A key person may also have a financial impact on the business. It’s not unusual for the CEO or another executive in a closely held business to personally guarantee the company’s debts. Lenders may call in such debts if the key person is no longer with the company.
How deep is the bench?
When determining key-person discounts, valuators must assess the ability of others to fill key employees’ shoes. To survive without a key person, existing management must have the knowledge, skills and business acumen to continue normal operations without interruption.
Another key factor is whether there exists a comprehensive succession plan that formally outlines which individuals assume control after key people leave. In the absence of a plan, the departure of one key person could trigger power struggles or require the company to bring in a replacement who isn’t familiar with the organization.
What’s the impact?
Identifying risks associated with key persons is one thing; estimating the impact of those risks on business value is quite another. Valuators generally use one of three methods to incorporate key-person discounts into their calculations: 1) Adjust future earnings to reflect the risk of losing a key person (typically used when a key person’s departure is imminent), 2) adjust the discount or capitalization rate, or 3) discount calculated value by a certain percentage (similar to a marketability or minority interest discount).
Quantifying the discount can be challenging because little empirical support for across-the-board key-person discounts exists. However, research has shown that, in cases where a discount was appropriate and a departure was reasonably certain, the applicable decrease in value associated with a key person’s loss ranged between 4% and 6%.
Among the many legal contexts in which key-person discounts can arise are marital dissolutions, shareholder disputes, mergers and acquisitions, and tax court challenges. To ensure the best outcome for your client, work with a valuator who has experience estimating such discounts and is capable of defending his or her appraisal methodology in court.
If you have any questions about valuations or any other issue, give us a call at 716.847.2651, or you may contact us here.
Court Determines the Gift Tax Exclusion Applies to FLP
Author: Ron Soluri Jr.
Recently, we discussed a case where the U.S. Tax Court held that gifts of interests in a family limited partnership (FLP) qualified for the federal annual gift tax exclusion.

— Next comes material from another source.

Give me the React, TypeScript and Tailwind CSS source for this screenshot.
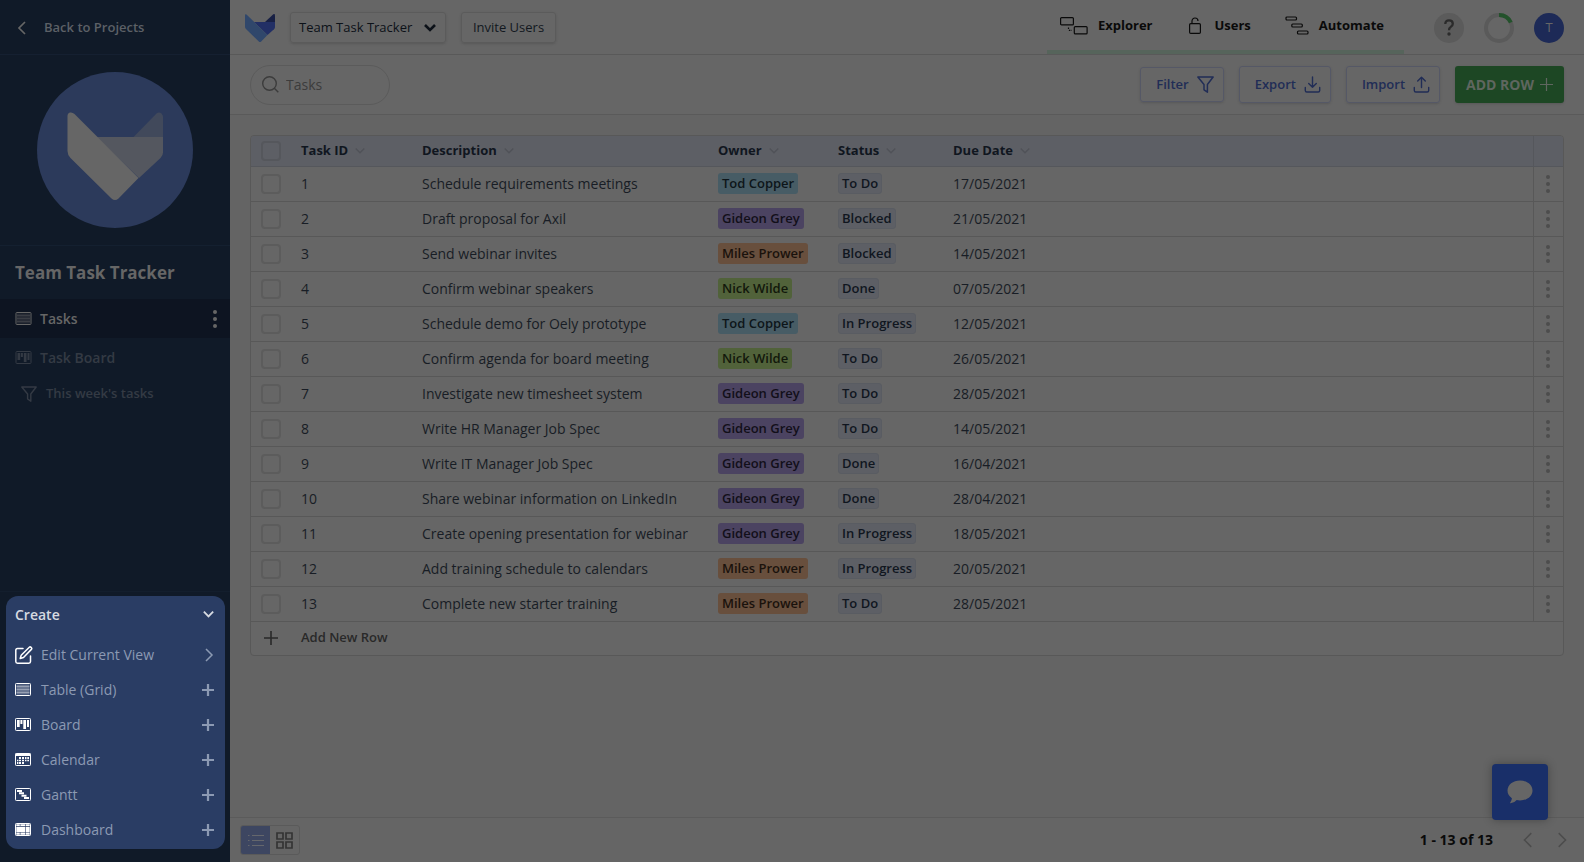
import React from "react";

const FONT = "font-['Open_Sans','Liberation_Sans',sans-serif]";

type Task = { id: number; text: string; owner: string; status: string; due: string };

const tasks: Task[] = [
  { id: 1, text: "Schedule requirements meetings", owner: "Tod Copper", status: "To Do", due: "17/05/2021" },
  { id: 2, text: "Draft proposal for Axil", owner: "Gideon Grey", status: "Blocked", due: "21/05/2021" },
  { id: 3, text: "Send webinar invites", owner: "Miles Prower", status: "Blocked", due: "14/05/2021" },
  { id: 4, text: "Confirm webinar speakers", owner: "Nick Wilde", status: "Done", due: "07/05/2021" },
  { id: 5, text: "Schedule demo for Oely prototype", owner: "Tod Copper", status: "In Progress", due: "12/05/2021" },
  { id: 6, text: "Confirm agenda for board meeting", owner: "Nick Wilde", status: "To Do", due: "26/05/2021" },
  { id: 7, text: "Investigate new timesheet system", owner: "Gideon Grey", status: "To Do", due: "28/05/2021" },
  { id: 8, text: "Write HR Manager Job Spec", owner: "Gideon Grey", status: "To Do", due: "14/05/2021" },
  { id: 9, text: "Write IT Manager Job Spec", owner: "Gideon Grey", status: "Done", due: "16/04/2021" },
  { id: 10, text: "Share webinar information on LinkedIn", owner: "Gideon Grey", status: "Done", due: "28/04/2021" },
  { id: 11, text: "Create opening presentation for webinar", owner: "Gideon Grey", status: "In Progress", due: "18/05/2021" },
  { id: 12, text: "Add training schedule to calendars", owner: "Miles Prower", status: "In Progress", due: "20/05/2021" },
  { id: 13, text: "Complete new starter training", owner: "Miles Prower", status: "To Do", due: "28/05/2021" },
];

const ownerStyle: Record<string, string> = {
  "Tod Copper": "bg-[#475c65] text-[#0d1519]",
  "Gideon Grey": "bg-[#4b4361] text-[#120f19]",
  "Miles Prower": "bg-[#684f3d] text-[#1a120c]",
  "Nick Wilde": "bg-[#51623a] text-[#12180b]",
};

type IconProps = { className?: string };

function Chevron({ dir, className = "", w = 2 }: IconProps & { dir: "down" | "left" | "right"; w?: number }) {
  const d = { down: "M1 3l5 5 5-5", left: "M8 0L2 6l6 6", right: "M4 0l6 6-6 6" }[dir];
  return (
    <svg viewBox="-1 -1 14 14" className={className} fill="none" stroke="currentColor" strokeWidth={w} aria-hidden="true">
      <path d={d} />
    </svg>
  );
}

function Plus({ className = "", w = 2 }: IconProps & { w?: number }) {
  return (
    <svg viewBox="0 0 14 14" className={className} stroke="currentColor" strokeWidth={w} aria-hidden="true">
      <path d="M7 0v14M0 7h14" />
    </svg>
  );
}

function Dots({ className = "" }: IconProps) {
  return (
    <svg viewBox="0 0 4 18" className={className} fill="currentColor" aria-hidden="true">
      <circle cx="2" cy="2" r="2" />
      <circle cx="2" cy="9" r="2" />
      <circle cx="2" cy="16" r="2" />
    </svg>
  );
}

function Funnel({ className = "" }: IconProps) {
  return (
    <svg viewBox="0 0 16 16" className={className} fill="none" stroke="currentColor" strokeWidth="1.4" strokeLinejoin="round" aria-hidden="true">
      <path d="M.8 1h14.4L9.8 8v7.2L6.6 13V8z" />
    </svg>
  );
}

function LogoSmall() {
  return (
    <svg viewBox="0 0 30 28" className="h-7 w-[30px]" role="img" aria-label="Workspace logo">
      <path d="M20 8l8.3-7.7Q30-.5 30 1.5V8z" fill="#182044" />
      <path d="M9 8h21v5q0 1.200-1 2.200L22.500 21z" fill="#222f65" />
      <path d="M0 1.500Q0-.5 1.500.6L22.500 21l-6.300 6.400q-1.200 1-2.400 0L1 15Q0 14 0 12.500z" fill="#30476b" />
    </svg>
  );
}

function LogoLarge() {
  return (
    <svg viewBox="0 0 156 156" className="size-[156px]" role="img" aria-label="Project logo">
      <circle cx="78" cy="78" r="78" fill="#2c3a5b" />
      <path d="M96.500 65L119.500 41.500Q122 39.500 124.500 41.500 126 43 126 45v20z" fill="#41495b" />
      <path d="M59.500 65H126v15.500q0 3-2.500 5.500L102 106z" fill="#54575f" />
      <path d="M30.500 44Q30.500 41 33 40.500q2.300-.5 4.500 1.500L101.500 106 81.500 126.500q-3.500 3.200-7 0L33.500 86q-3-3-3-7z" fill="#666" />
    </svg>
  );
}

function GridIcon({ className = "" }: IconProps) {
  return (
    <svg viewBox="0 0 16 13" className={className} fill="none" stroke="currentColor" aria-hidden="true">
      <rect x=".5" y=".5" width="15" height="12" rx=".8" />
      <rect x="1.500" y="1.500" width="13" height="10" fill="currentColor" stroke="none" opacity=".3" />
      <path d="M1.500 3.500h13M1.500 6.500h13M1.500 9.500h13" opacity=".3" />
    </svg>
  );
}

function BoardIcon({ className = "" }: IconProps) {
  return (
    <svg viewBox="0 0 16 13" className={className} fill="none" stroke="currentColor" aria-hidden="true">
      <rect x=".5" y=".5" width="15" height="12" rx=".8" />
      <path d="M2 2h2.700v7H2zM5.400 2h2v4h-2zM8.300 2H11v9H8.300zM12 2h2v7h-2z" fill="currentColor" stroke="none" />
    </svg>
  );
}

function CalendarIcon({ className = "" }: IconProps) {
  return (
    <svg viewBox="0 0 16 13" className={className} fill="none" stroke="currentColor" aria-hidden="true">
      <rect x=".5" y=".5" width="15" height="12" rx=".8" />
      <path d="M.5.500h15V3H.5z" fill="currentColor" stroke="none" />
      <path d="M4 4h2v2H4zM7 4h2v2H7zM10 4h1.500v2H10zM12.300 4H14v2h-1.700zM2 6.700h1.400v1.500H2zM4 6.700h2v1.500H4zM7 6.700h2v1.500H7zM10 6.700h1.500v1.500H10zM12.300 6.700H14v1.500h-1.700zM2 9h1.400v2H2zM4 9h2v2H4zM7 9h2v2H7z" fill="currentColor" stroke="none" />
    </svg>
  );
}

function GanttIcon({ className = "" }: IconProps) {
  return (
    <svg viewBox="0 0 16 13" className={className} fill="none" stroke="currentColor" aria-hidden="true">
      <rect x=".5" y=".5" width="15" height="12" rx=".8" />
      <path d="M2 2h5v2H2zM4 4.300h5v2H4zM6.500 6.700h5v2h-5zM9 9h5v2H9z" fill="currentColor" stroke="none" />
    </svg>
  );
}

function DashboardIcon({ className = "" }: IconProps) {
  return (
    <svg viewBox="0 0 16 13" className={className} fill="none" stroke="currentColor" aria-hidden="true">
      <rect x=".5" y=".5" width="15" height="12" rx=".8" />
      <path d="M1.300 1.300h3.500V3H1.300zM5.400 1.300h5V3h-5zM11 1.300h3.700V3H11zM1.300 3.700h9.100v5.200H1.300zM11 3.700h3.700v5.200H11zM1.300 9.600h3.500v2.100H1.300zM5.400 9.600h5v2.100h-5zM11 9.600h3.700v2.100H11z" fill="currentColor" stroke="none" />
    </svg>
  );
}

function EditIcon({ className = "" }: IconProps) {
  return (
    <svg viewBox="0 0 18 18" className={className} fill="none" stroke="currentColor" strokeWidth="1.500" strokeLinejoin="round" strokeLinecap="round" aria-hidden="true">
      <path d="M8 2.500H2.500Q.8 2.500.8 4.200v11.300q0 1.700 1.700 1.700h11.300q1.700 0 1.700-1.700V10" />
      <path d="M14.300 1.300q.8-.8 1.800 0l.3.300q.8 1 0 1.800L8.500 11.500l-3.300 1 1-3.200z" />
    </svg>
  );
}

const createItems: [string, (p: IconProps) => React.ReactElement][] = [
  ["Table (Grid)", GridIcon],
  ["Board", BoardIcon],
  ["Calendar", CalendarIcon],
  ["Gantt", GanttIcon],
  ["Dashboard", DashboardIcon],
];

function Sidebar() {
  return (
    <aside className="flex w-[230px] shrink-0 flex-col bg-[#101a28] text-[#666]">
      <a href="#projects" className="flex h-[55px] items-center border-b border-[#152031] pt-px pl-4 text-[13px] font-semibold text-[#5c6066]">
        <Chevron dir="left" className="mr-[14px] size-[14px] text-[#666]" w={1.7} />
        Back to Projects
      </a>
      <div className="flex h-[191px] justify-center border-b border-[#142030] pt-[17px]">
        <LogoLarge />
      </div>
      <h1 className="flex h-[53px] items-center pl-[15px] text-[17px] font-bold">Team Task Tracker</h1>
      <nav aria-label="Views" className="flex flex-col">
        <div className="flex h-[39px] items-center bg-[#0d1421] pr-[13px] pl-[15px]">
          <a href="#tasks" className="flex flex-1 items-center gap-2 text-sm font-semibold">
            <GridIcon className="h-[13px] w-[17px]" />
            Tasks
          </a>
          <button aria-label="View options" className="flex">
            <Dots className="h-[18px] w-1" />
          </button>
        </div>
        <a href="#board" className="flex h-[39px] items-center gap-2 pl-[15px] text-sm font-semibold text-[#343a44]">
          <BoardIcon className="h-[13px] w-[17px]" />
          Task Board
        </a>
        <a href="#week" className="flex h-[34px] items-center gap-[9px] pl-[21px] text-[13px] font-semibold text-[#343a44]">
          <Funnel className="size-4" />
          This week's tasks
        </a>
      </nav>
      <div className="mt-auto border-t border-[#131e2d] pt-1 pr-[5px] pb-[13px] pl-[6px]">
        <section aria-label="Create" className="rounded-xl bg-[#2a3d64] pr-[10px] pb-[2px] pl-[9px] text-[#8c9ab3]">
          <button className="flex h-[37px] w-full items-center justify-between text-sm font-semibold text-[#d6dae1]">
            Create
            <Chevron dir="down" className="size-[13px]" w={2} />
          </button>
          <button className="mt-1 flex h-[35px] w-full items-center text-sm">
            <EditIcon className="mr-2 size-[18px] text-white" />
            Edit Current View
            <Chevron dir="right" className="ml-auto size-[14px]" w={1.5} />
          </button>
          {createItems.map(([label, Icon]) => (
            <button key={label} className="flex h-[35px] w-full items-center text-sm">
              <Icon className="mr-[10px] h-[13px] w-4 text-white" />
              {label}
              <Plus className="mr-px ml-auto size-3" w={2.6} />
            </button>
          ))}
        </section>
      </div>
    </aside>
  );
}

function TopBar() {
  return (
    <header className="flex h-[55px] shrink-0 items-center border-b border-[#595959] pt-px pr-5 pl-[15px]">
      <LogoSmall />
      <button className="ml-[15px] flex h-[31px] w-[156px] items-center justify-between rounded-[3px] border border-[#5b5b5b] px-2 text-[13px] font-medium text-[#0c1118] shadow-sm">
        Team Task Tracker
        <Chevron dir="down" className="size-[14px]" w={2.6} />
      </button>
      <button className="ml-[15px] h-[31px] w-[95px] rounded-[3px] border border-[#5b5b5b] text-[13px] font-medium text-[#121820] shadow-sm">
        Invite Users
      </button>
      <nav aria-label="Main" className="ml-auto flex h-full border-b-4 border-[#56645b] pr-5 pl-[13px] text-[13px] font-bold text-[#0a0a0a]">
        <a href="#explorer" className="flex items-center">
          <svg viewBox="0 0 28 18" className="mr-[10px] h-[18px] w-7" fill="none" stroke="currentColor" strokeWidth="1.200" aria-hidden="true">
            <rect x=".6" y=".6" width="12.800" height="7.300" rx="1" />
            <rect x="14.300" y="9.600" width="12.800" height="7.300" rx="1" />
            <path d="M8.500 10.500v1.500l1 1.300h2.300" strokeDasharray="1.500 1" />
          </svg>
          Explorer
        </a>
        <a href="#users" className="ml-9 flex items-center">
          <svg viewBox="0 0 12 17" className="mr-[14px] h-[17px] w-3" fill="none" stroke="currentColor" strokeWidth="1.200" aria-hidden="true">
            <rect x=".6" y="6.600" width="10.800" height="9.800" rx="1.200" />
            <path d="M3 6.600V4a3 3 0 0 1 6 0" />
          </svg>
          Users
        </a>
        <a href="#automate" className="ml-[34px] flex items-center">
          <svg viewBox="0 0 24 19" className="mr-[10px] h-[19px] w-6" fill="none" stroke="currentColor" strokeWidth="1.200" aria-hidden="true">
            <rect x="1" y="1" width="10.500" height="3" rx="1" />
            <rect x="6.800" y="8" width="10.500" height="3" rx="1" />
            <rect x="12.500" y="15" width="10.500" height="3" rx="1" />
          </svg>
          Automate
        </a>
      </nav>
      <button aria-label="Help" className="ml-[30px] flex size-[30px] items-center justify-center rounded-full bg-[#5b5b5b] text-[#2b2b2b]">
        <svg viewBox="0 0 10 17" className="h-[17px] w-[10px]" fill="none" aria-hidden="true">
          <path d="M1.300 5Q1.300 1.400 5 1.400T8.800 4.700Q8.800 6.300 7 7.600 5 9 5 11.300" stroke="currentColor" strokeWidth="2.300" />
          <circle cx="5" cy="15" r="1.700" fill="currentColor" />
        </svg>
      </button>
      <svg viewBox="0 0 30 30" className="ml-5 size-[30px]" fill="none" strokeWidth="4" role="img" aria-label="Progress">
        <circle cx="15" cy="15" r="13" stroke="#5a5a5a" />
        <path d="M15 2A13 13 0 0 1 26.800 9.500" stroke="#23522b" />
      </svg>
      <button aria-label="Account" className="ml-5 flex size-[30px] items-center justify-center rounded-full bg-[#1d2a57] text-[13px] text-[#666]">
        T
      </button>
    </header>
  );
}

const outlineButton =
  "flex items-center rounded-[3px] border border-[#555866] text-[13px] font-semibold text-[#212d56] shadow-sm";

function Tray({ up }: { up: boolean }) {
  return (
    <svg viewBox="0 0 16 17" className="size-[17px]" fill="none" stroke="currentColor" strokeWidth="1.400" strokeLinejoin="round" strokeLinecap="round" aria-hidden="true">
      <path d="M.8 11.500v3q0 1.500 1.500 1.500h11.400q1.500 0 1.500-1.500v-3" />
      <path d={up ? "M8 11.500V1.500M4.200 5L8 1.300 11.800 5" : "M8 1v10.200M4.200 7.500L8 11.300l3.800-3.800"} />
    </svg>
  );
}

function ActionBar() {
  return (
    <div className="flex h-[60px] shrink-0 items-center border-b border-[#5a5a5a] px-5">
      <label className="flex h-10 w-[140px] items-center rounded-full border border-[#5b5b5b] pl-[11px]">
        <svg viewBox="0 0 17 17" className="size-[17px] shrink-0" fill="none" stroke="#3c3c3c" strokeWidth="1.400" aria-hidden="true">
          <circle cx="7.500" cy="7.500" r="6.800" />
          <path d="M12.300 12.300l4 4" />
        </svg>
        <input type="text" aria-label="Search tasks" placeholder="Tasks" className="ml-[7px] h-8 w-[90px] bg-transparent text-sm text-[#3a3a3a] outline-none placeholder:text-[#3c3c3c]" />
      </label>
      <div className="ml-auto flex items-center gap-[15px]">
        <button className={outlineButton + " h-[35px] gap-2 pr-[9px] pl-[15px]"}>
          Filter
          <Funnel className="size-[17px]" />
        </button>
        <button className={outlineButton + " h-[37px] gap-2 pr-[9px] pl-[15px]"}>
          Export
          <Tray up={false} />
        </button>
        <button className={outlineButton + " h-[37px] gap-2 pr-[9px] pl-[15px]"}>
          Import
          <Tray up />
        </button>
        <button className="flex h-[37px] items-center gap-[6px] rounded-[3px] bg-[#1d4724] px-[11px] text-sm font-bold text-[#5f665f] shadow-sm">
          ADD ROW
          <Plus className="size-[13px]" w={1.3} />
        </button>
      </div>
    </div>
  );
}

const boxClass = "block size-5 appearance-none rounded-[4px] border-2 border-[#5c5c5c]";

function TaskTable() {
  return (
    <div className="mx-5 mt-5 overflow-hidden rounded border border-[#585858] bg-[#666]">
      <table className="w-full table-fixed border-collapse text-left text-sm text-[#181d25]">
        <colgroup>
          <col className="w-[50px]" />
          <col className="w-[121px]" />
          <col className="w-[296px]" />
          <col className="w-[120px]" />
          <col className="w-[115px]" />
          <col />
          <col className="w-[30px]" />
        </colgroup>
        <thead>
          <tr className="h-[30px] border-b border-[#55575c] bg-[#5d5f65] text-[13px] text-[#10161f]">
            <th className="pl-[10px]">
              <input type="checkbox" aria-label="Select all rows" className="block size-5 appearance-none rounded-[4px] border-2 border-[#55575c]" />
            </th>
            {["Task ID", "Description", "Owner", "Status", "Due Date"].map((h) => (
              <th key={h} className="py-0 font-bold">
                <span className="flex items-center gap-[6px]">
                  {h}
                  <Chevron dir="down" className="size-3 text-[#505258]" w={1.6} />
                </span>
              </th>
            ))}
            <th className="border-l border-[#55575c]" />
          </tr>
        </thead>
        <tbody>
          {tasks.map((t) => (
            <tr key={t.id} className="h-[35px] border-b border-[#585858]">
              <td className="pl-[10px]">
                <input type="checkbox" aria-label={"Select task " + t.id} className={boxClass} />
              </td>
              <td>{t.id}</td>
              <td className="whitespace-nowrap">{t.text}</td>
              <td>
                <span className={"inline-flex h-[21px] items-center rounded-[3px] px-1 text-[13px] font-semibold whitespace-nowrap " + ownerStyle[t.owner]}>{t.owner}</span>
              </td>
              <td>
                <span className="inline-flex h-[21px] items-center rounded-[3px] border border-[#595c62] bg-[#5d5f65] px-[3px] text-[13px] font-semibold whitespace-nowrap text-[#10161f]">{t.status}</span>
              </td>
              <td>{t.due}</td>
              <td className="border-l border-[#585858]">
                <button aria-label={"Options for task " + t.id} className="ml-3 flex text-[#4d4d4d]">
                  <Dots className="h-[18px] w-1" />
                </button>
              </td>
            </tr>
          ))}
        </tbody>
      </table>
      <button className="flex h-[33px] w-full items-center pl-[13px] text-[13px] font-semibold text-[#292929]">
        <Plus className="mr-[23px] size-[14px]" w={1.6} />
        Add New Row
      </button>
    </div>
  );
}

function Footer() {
  return (
    <footer className="mt-auto flex h-[45px] shrink-0 items-center border-t border-[#5b5b5b] bg-[#656565] pr-[15px] pl-[10px]">
      <div className="flex h-[30px] overflow-hidden rounded-[3px] border border-[#5a5a5a]">
        <button aria-label="List view" className="flex w-[29px] items-center justify-center bg-[#3d4661] text-[#65676c]">
          <svg viewBox="0 0 16 13" className="h-[13px] w-4" stroke="currentColor" strokeWidth="1.200" aria-hidden="true">
            <path d="M0 1.500h1.500M0 6.500h1.500M0 11.500h1.500M4 1.500h12M4 6.500h12M4 11.500h12" />
          </svg>
        </button>
        <button aria-label="Card view" className="flex w-[29px] items-center justify-center text-[#343434]">
          <svg viewBox="0 0 17 17" className="size-[17px]" fill="none" stroke="currentColor" strokeWidth="1.700" aria-hidden="true">
            <path d="M1 1h6v6H1zM10 1h6v6h-6zM1 10h6v6H1zM10 10h6v6h-6z" />
          </svg>
        </button>
      </div>
      <p className="ml-auto text-sm font-bold text-[#0a0a0a]">1 - 13 of 13</p>
      <button aria-label="Previous page" className="ml-7 flex text-[#4c4c4c]">
        <Chevron dir="left" className="size-4" w={1.3} />
      </button>
      <button aria-label="Next page" className="ml-4 flex text-[#4c4c4c]">
        <Chevron dir="right" className="size-4" w={1.3} />
      </button>
    </footer>
  );
}

export default function App() {
  return (
    <div className={"flex min-h-screen bg-[#646464] " + FONT}>
      <Sidebar />
      <main className="relative flex min-w-0 flex-1 flex-col bg-[#646464]">
        <div className="bg-[#666]">
          <TopBar />
          <ActionBar />
        </div>
        <TaskTable />
        <Footer />
        <button aria-label="Open chat" className="absolute right-9 bottom-[42px] flex size-14 items-center justify-center rounded-[4px] bg-[#192f69] shadow-[0_0_10px_rgba(0,0,0,0.3)]">
          <svg viewBox="0 0 26 24" className="h-6 w-[26px]" fill="#666" aria-hidden="true">
            <path d="M13 .5c7 0 12.500 4.300 12.500 10S20 20.500 13 20.500q-2 0-3.300-.4Q7.500 23 3.600 23.300q-.8 0-.3-.7 1.500-2 1.600-4.300Q.5 15 .5 10.500C.5 4.800 6 .5 13 .5z" />
          </svg>
        </button>
      </main>
    </div>
  );
}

The decision in Estate of Wimmer v. Commissioner came as a surprise to some because, in three previous cases, the same court held that the exclusion didn’t apply to gifts of limited partnership interests.
Keeping it in the family
A married couple formed an FLP in 1996, funding it with publicly traded and dividend-paying stock. The FLP was established in part to restrict nonfamily rights to acquire family assets. The husband and wife made gifts of limited partnership interests in the FLP to various family members.
In 1996, the FLP began receiving quarterly dividends from the stock. To allow the limited partners to pay federal income tax, the FLP made distributions from 1996 through 1998. Beginning in 1999, the FLP continuously distributed all dividends — net of partnership expenses — to the partners when they were received. These were made in proportion to partnership interests. Limited partners were also given access to capital account withdrawals and they used such withdrawals for, among other things, paying portions of their residential mortgages.
After the husband died and his estate filed an estate tax return, the IRS returned a tax deficiency of $263,711. The estate asked the Tax Court to find that the gifts of limited partnership interests qualified for the annual gift tax exclusion.
Annual gift tax exclusions are available for “present interest gifts” only, not to gifts of future interests in property. As the court clarified, a gift in the form of a transfer of an equity interest in a business or property, such as limited partnership interests, isn’t necessarily a present interest gift.
To qualify as a present interest gift, the gift must confer on the recipient a substantial present economic benefit by reason of use, possession or enjoyment of either the property or income from the property. In this case the court decided that, because of the significant transfer restrictions in the FLP’s partnership agreement, the donees didn’t receive the rights to immediately use, possess or enjoy the limited partnership interests themselves.
However, the court found that the estate satisfied three requirements for income from the limited partnership interests to qualify the gifts of the interests as present interest gifts: 1) the partnership would generate income; 2) some portion of that income would flow steadily to the limited partners; and 3) that portion of income could readily be ascertained. The court concluded that the limited partners received a substantial present economic benefit.
Wimmer provides an example of the right way to administer an FLP. It’s possible to put restrictions — which often are used to create valuation discounts — on gifted limited partnership interests while still satisfying the requirements for the gifts to qualify for the annual gift tax exclusion. To ensure your clients’ FLP operating agreements walk this fine line, work with an experienced financial advisor.